REQUIREMENTS – Count, in the entries, the lines with "this". Answer with the number only.

= = = =

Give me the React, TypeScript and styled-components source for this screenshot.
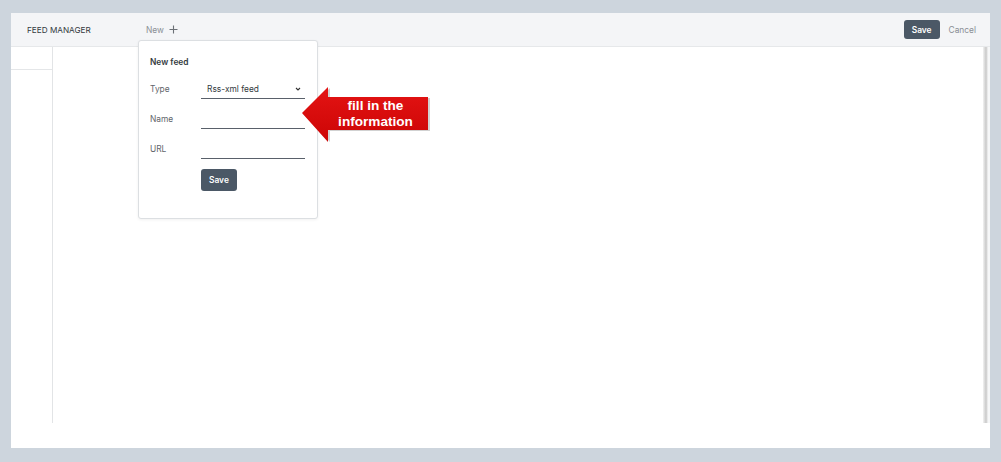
import styled, { createGlobalStyle } from 'styled-components';

const GlobalStyle = createGlobalStyle`
  html, body {
    margin: 0;
    padding: 0;
    background: #cdd5dd;
    font-family: 'Inter', 'Liberation Sans', sans-serif;
  }
`;

const Page = styled.div`
  width: 1001px;
  height: 462px;
  padding: 13px 11px 14px 11px;
  box-sizing: border-box;
`;

const Window = styled.div`
  position: relative;
  width: 979px;
  height: 435px;
  background: #ffffff;
  display: flex;
  flex-direction: column;
`;

const Header = styled.div`
  height: 34px;
  flex: none;
  box-sizing: border-box;
  background: #f4f5f7;
  border-bottom: 1px solid #e6e8ea;
  display: flex;
  align-items: center;
  padding: 0 14px 0 16px;
`;

const Title = styled.div`
  width: 119px;
  font-size: 8.2px;
  color: #333a40;
`;

const NewButton = styled.button`
  background: transparent;
  border: none;
  padding: 0;
  display: flex;
  align-items: center;
  gap: 5px;
  font-family: inherit;
  font-size: 8.4px;
  color: #8a8f95;
  cursor: pointer;
`;

const Spacer = styled.div`
  flex: 1;
`;

const Actions = styled.div`
  display: flex;
  align-items: center;
  gap: 9px;
`;

const PrimaryButton = styled.button<{ h: number }>`
  height: ${({ h }) => h}px;
  padding: 0 8px;
  border: none;
  border-radius: 3px;
  background: #4b5866;
  color: #ffffff;
  font-family: inherit;
  font-size: 8.4px;
  font-weight: 600;
  cursor: pointer;
`;

const LinkButton = styled.button`
  background: transparent;
  border: none;
  padding: 0;
  font-family: inherit;
  font-size: 8.4px;
  color: #8a8f95;
`;

const Body = styled.div`
  flex: 1;
  display: flex;
  min-height: 0;
`;

const Sidebar = styled.div`
  width: 41px;
  flex: none;
  border-right: 1px solid #e2e4e6;
`;

const SidebarCell = styled.div`
  height: 22px;
  border-bottom: 1px solid #e4e6e8;
`;

const Main = styled.div`
  flex: 1;
  background: #ffffff;
`;

const Rail = styled.div`
  width: 7px;
  flex: none;
  background: linear-gradient(to right, #f2f2f2 0, #c9c9c9 3px, #dcdcdc 4px, #f6f7f8 5px, #f6f7f8 7px);
`;

const Footer = styled.div`
  height: 25px;
  flex: none;
  background: #ffffff;
`;

const Popover = styled.div`
  position: absolute;
  left: 127px;
  top: 27px;
  width: 180px;
  height: 179px;
  box-sizing: border-box;
  background: #ffffff;
  border: 1px solid #dcdfe2;
  border-radius: 3px;
  box-shadow: 0 1px 3px rgba(0, 0, 0, 0.06);
  padding: 16px 11px;
`;

const PopoverTitle = styled.div`
  font-size: 8.4px;
  font-weight: 600;
  color: #333a40;
  margin-bottom: 12px;
`;

const Form = styled.div`
  display: grid;
  grid-template-columns: 51px 104px;
  row-gap: 10px;
  align-items: center;
`;

const Label = styled.div`
  font-size: 8.4px;
  color: #5f656b;
`;

const Field = styled.div`
  height: 20px;
  box-sizing: border-box;
  border-bottom: 1px solid #59606a;
  display: flex;
  align-items: center;
  justify-content: space-between;
  padding: 0 4px 0 6px;
  font-size: 8.4px;
  color: #333a40;
`;

const FormActions = styled.div`
  display: flex;
  grid-column: 2;
`;

const Callout = styled.div`
  position: absolute;
  left: 289px;
  top: 72px;
  width: 131px;
  height: 60px;
`;

const CalloutText = styled.div`
  position: absolute;
  left: 28px;
  top: 12px;
  width: 95px;
  height: 33px;
  display: flex;
  flex-direction: column;
  align-items: center;
  justify-content: center;
  font-family: 'Liberation Sans', Arial, sans-serif;
  font-weight: 700;
  font-size: 13.6px;
  line-height: 16px;
  color: #ffffff;
`;

function Plus() {
  return (
    <svg width="9" height="9" viewBox="0 0 9 9">
      <path d="M4.5 0.5v8M0.5 4.5h8" stroke="#6b7076" strokeWidth="1.1" fill="none" />
    </svg>
  );
}

function Chevron() {
  return (
    <svg width="6" height="4" viewBox="0 0 6 4">
      <path d="M1 1l2 2 2-2" stroke="#333" strokeWidth="1.1" fill="none" />
    </svg>
  );
}

function ArrowShape() {
  return (
    <svg width="131" height="60" viewBox="0 0 131 60" style={{ position: 'absolute', left: 0, top: 0 }}>
      <defs>
        <linearGradient id="red" x1="0" y1="0" x2="0" y2="1">
          <stop offset="0" stopColor="#e41414" />
          <stop offset="1" stopColor="#cc0505" />
        </linearGradient>
      </defs>
      <polygon points="14,42 41,16 41,26 141,26 141,59 41,59 41,70" fill="rgba(0,0,0,0.18)" transform="translate(-11,-13)" />
      <polygon points="2,41 28,15 28,25 128,25 128,58 28,58 28,70" fill="url(#red)" transform="translate(0,-13)" />
    </svg>
  );
}

export default function App() {
  return (
    <>
      <GlobalStyle />
      <Page>
        <Window>
          <Header>
            <Title>FEED MANAGER</Title>
            <NewButton>
              New <Plus />
            </NewButton>
            <Spacer />
            <Actions>
              <PrimaryButton h={19}>Save</PrimaryButton>
              <LinkButton>Cancel</LinkButton>
            </Actions>
          </Header>

          <Body>
            <Sidebar>
              <SidebarCell />
            </Sidebar>
            <Main />
            <Rail />
          </Body>
          <Footer />

          {/* Popup de novo feed */}
          <Popover>
            <PopoverTitle>New feed</PopoverTitle>
            <Form>
              <Label>Type</Label>
              <Field>
                Rss-xml feed <Chevron />
              </Field>
              <Label>Name</Label>
              <Field />
              <Label>URL</Label>
              <Field />
              <FormActions>
                <PrimaryButton h={22}>Save</PrimaryButton>
              </FormActions>
            </Form>
          </Popover>

          <Callout>
            <ArrowShape />
            <CalloutText>
              <span>fill in the</span>
              <span>information</span>
            </CalloutText>
          </Callout>
        </Window>
      </Page>
    </>
  );
}
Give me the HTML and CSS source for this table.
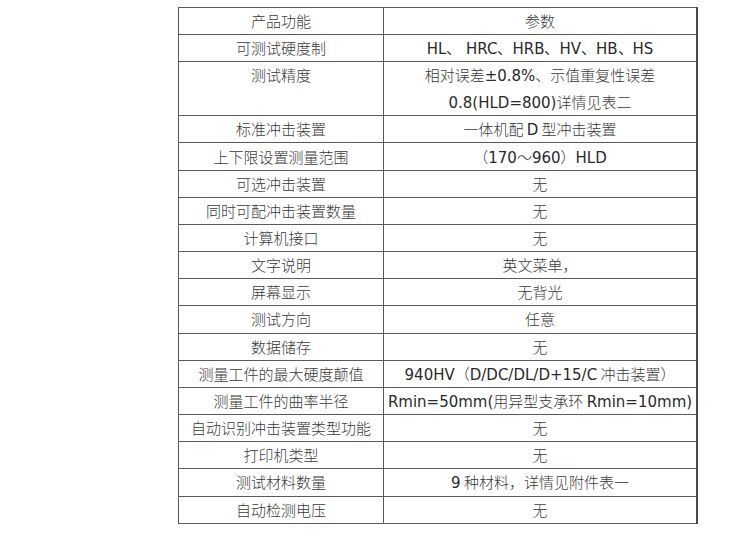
FILE: index.html
```html
<!DOCTYPE html>
<html lang="zh-CN">
<head>
<meta charset="utf-8">
<title>产品功能参数</title>
<link rel="stylesheet" href="styles.css">
</head>
<body>
<table class="spec">
  <tr><td class="name">产品功能</td><td class="val">参数</td></tr>
  <tr><td class="name">可测试硬度制</td><td class="val"><span class="lat">HL、 HRC、HRB、HV、HB、HS</span></td></tr>
  <tr class="double"><td class="name top">测试精度</td><td class="val">相对误差<span class="lat">±0.8%</span>、示值重复性误差<br><span class="lat">0.8(HLD=800)</span>详情见表二</td></tr>
  <tr><td class="name">标准冲击装置</td><td class="val">一体机配 <span class="lat">D</span> 型冲击装置</td></tr>
  <tr><td class="name">上下限设置测量范围</td><td class="val">（<span class="lat">170</span>～<span class="lat">960</span>）<span class="lat">HLD</span></td></tr>
  <tr><td class="name">可选冲击装置</td><td class="val">无</td></tr>
  <tr><td class="name">同时可配冲击装置数量</td><td class="val">无</td></tr>
  <tr><td class="name">计算机接口</td><td class="val">无</td></tr>
  <tr><td class="name">文字说明</td><td class="val">英文菜单，</td></tr>
  <tr><td class="name">屏幕显示</td><td class="val">无背光</td></tr>
  <tr><td class="name">测试方向</td><td class="val">任意</td></tr>
  <tr><td class="name">数据储存</td><td class="val">无</td></tr>
  <tr><td class="name">测量工件的最大硬度颠值</td><td class="val"><span class="lat">940HV</span>（<span class="lat">D/DC/DL/D+15/C</span> 冲击装置）</td></tr>
  <tr><td class="name">测量工件的曲率半径</td><td class="val"><span class="lat">Rmin=50mm(</span>用异型支承环 <span class="lat">Rmin=10mm)</span></td></tr>
  <tr><td class="name">自动识别冲击装置类型功能</td><td class="val">无</td></tr>
  <tr><td class="name">打印机类型</td><td class="val">无</td></tr>
  <tr><td class="name">测试材料数量</td><td class="val"><span class="lat">9</span> 种材料，详情见附件表一</td></tr>
  <tr><td class="name">自动检测电压</td><td class="val">无</td></tr>
</table>
</body>
</html>
```

FILE: styles.css
```css
html, body {
  background: #ffffff;
}
body {
  margin: 7px 0 0 178px;
  font-family: "Noto Sans CJK SC", sans-serif;
  font-size: 15px;
  font-weight: 300;
  color: #3a3a3a;
}
.spec {
  border-collapse: collapse;
  width: 520px;
  table-layout: fixed;
}
.spec td {
  border: 1px solid #5a5a5a;
  padding: 0;
  height: 26.16px;
  line-height: 20px;
  text-align: center;
  white-space: nowrap;
  vertical-align: middle;
}
.spec td.name {
  width: 204px;
}
.spec tr td:last-child {
  border-right: 2px solid #4a4a4a;
}
.spec td.top {
  vertical-align: top;
}
.double td {
  height: 53px;
  line-height: 26.5px;
}
.lat {
  font-family: "DejaVu Sans", Verdana, sans-serif;
  font-weight: 400;
  color: #2a2a2a;
  font-size: 15px;
  line-height: 1;
}
```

= = = =

ANSWER BELOW – 2